There are two ways I might approach the topic of religion and human rights. I might begin with the question of rights and stress the terrible conflicts that have been generated by religious teachings, the intolerance and exclusivity that are so deeply embedded in claims to truth and salvation. Or I might begin with the problem of the human and quote Primo Levi, who once wrote, "human beings are human insofar as they bear witness to the inhuman."

What is then the ultimate purpose of religion? Not to define our rights nor to limit them, but to bear witness to the human, to teach us that human beings are the only images of God we have in this world, and that we are to live so that each one of us is a reminder of God.

Every religion has the hope that it would like to make this a world of peace and justice, and each religion has failed to live up to its own hope. All religions include teachings that are sexist, degrading, overly demanding, even racist. Arrogance in the hands of some religious leaders can be one of the greatest man-made dangers to human life, even as the compassion and outspoken prophetic voice of religion can be one of the most powerful forces to overcome injustice, arrogance, indifference, exploitation, and war. Religions proclaim the holiness of the human and yet they also have hierarchies of human life, proclaiming some more worthy of divine concern than others. To be religious is to live in constant internal struggle.

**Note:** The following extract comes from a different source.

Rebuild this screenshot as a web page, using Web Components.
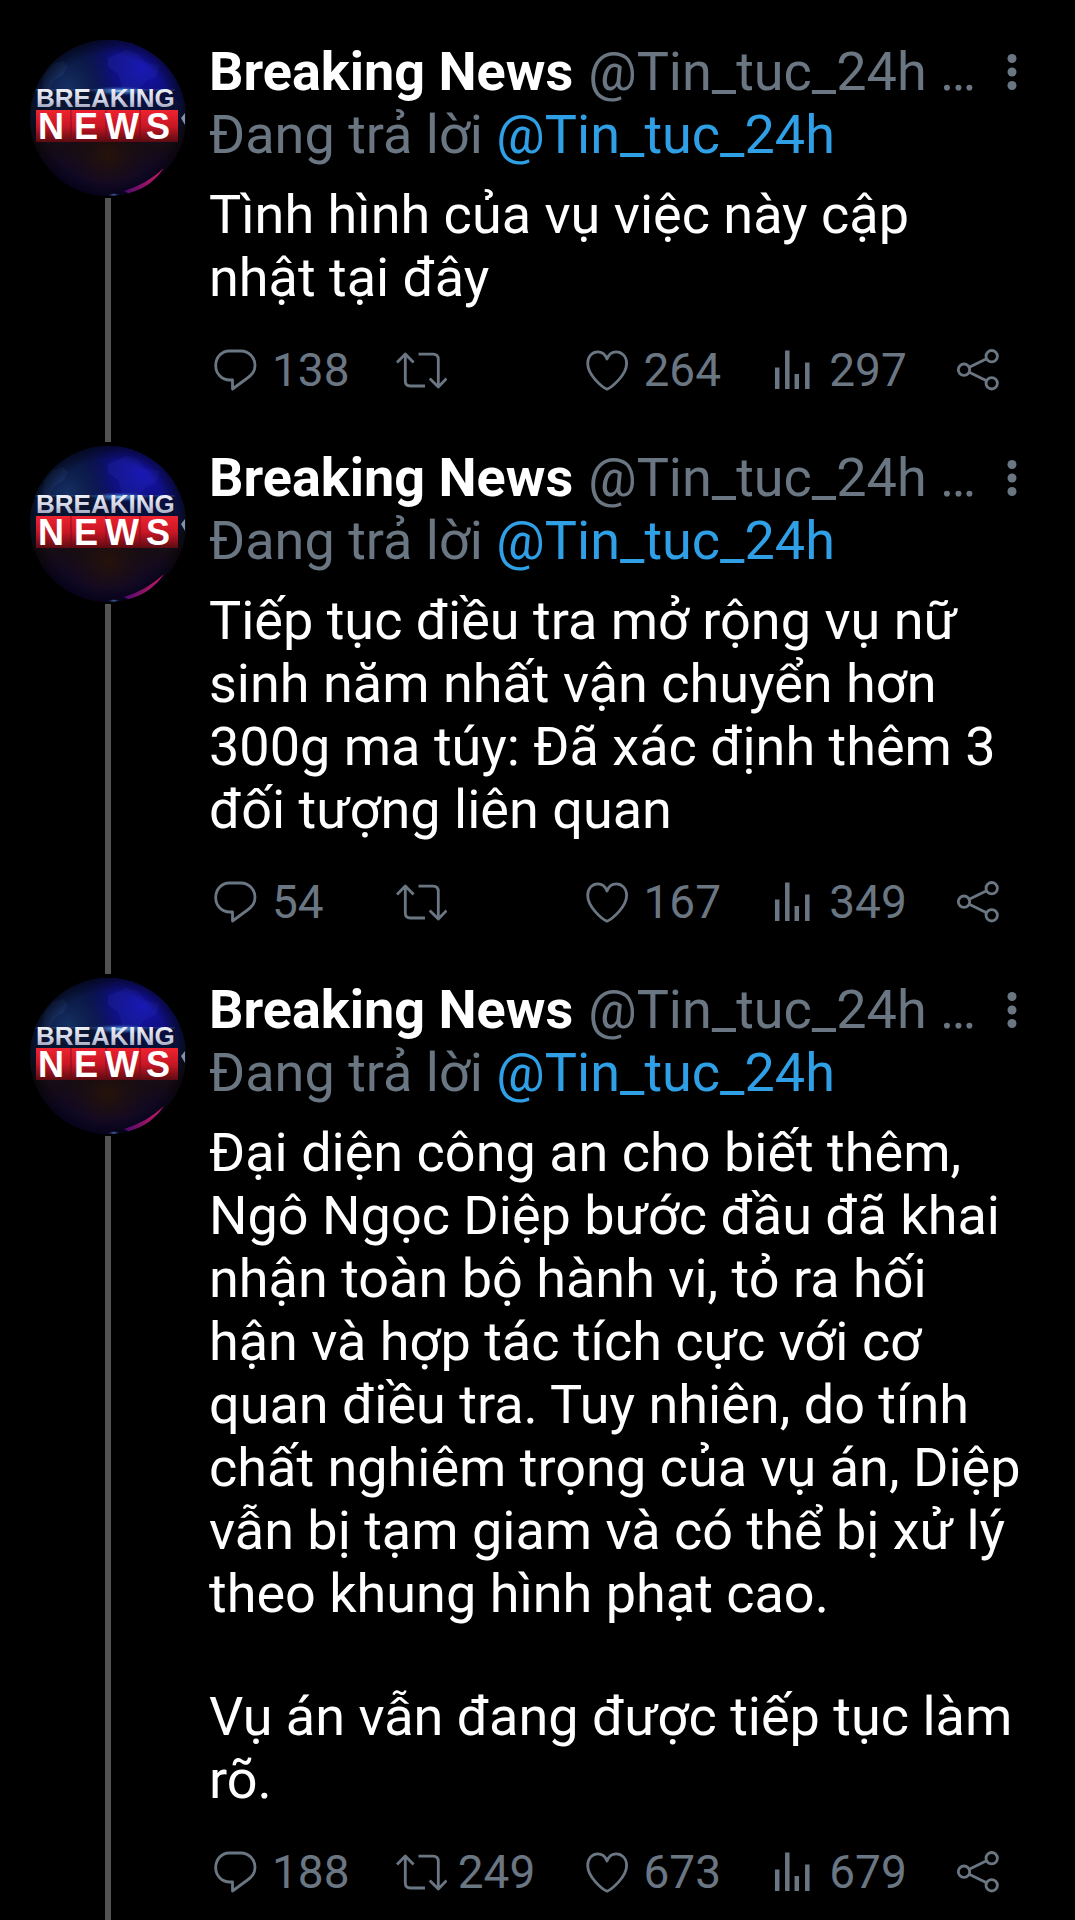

People of faith are haunted with the awareness of human cruelty and the terrible contradiction between God’s justice and the presence of evil in human society. Yet religion also comes to remind us of our obligation to prevent human beings from defeating God. Everyone lies, the Psalmist moans, and there is no truth or kindness and no knowledge of God in the land, Hosea declares (4:1). To be a person of faith is not about sweetness, but a challenge: The voice of your brother’s blood is crying to me from the ground (Gen 4:10). The message of religion is plain: "Remember," my father wrote, "that blood of the innocent cries forever. Should that blood stop to cry, humanity would cease to be."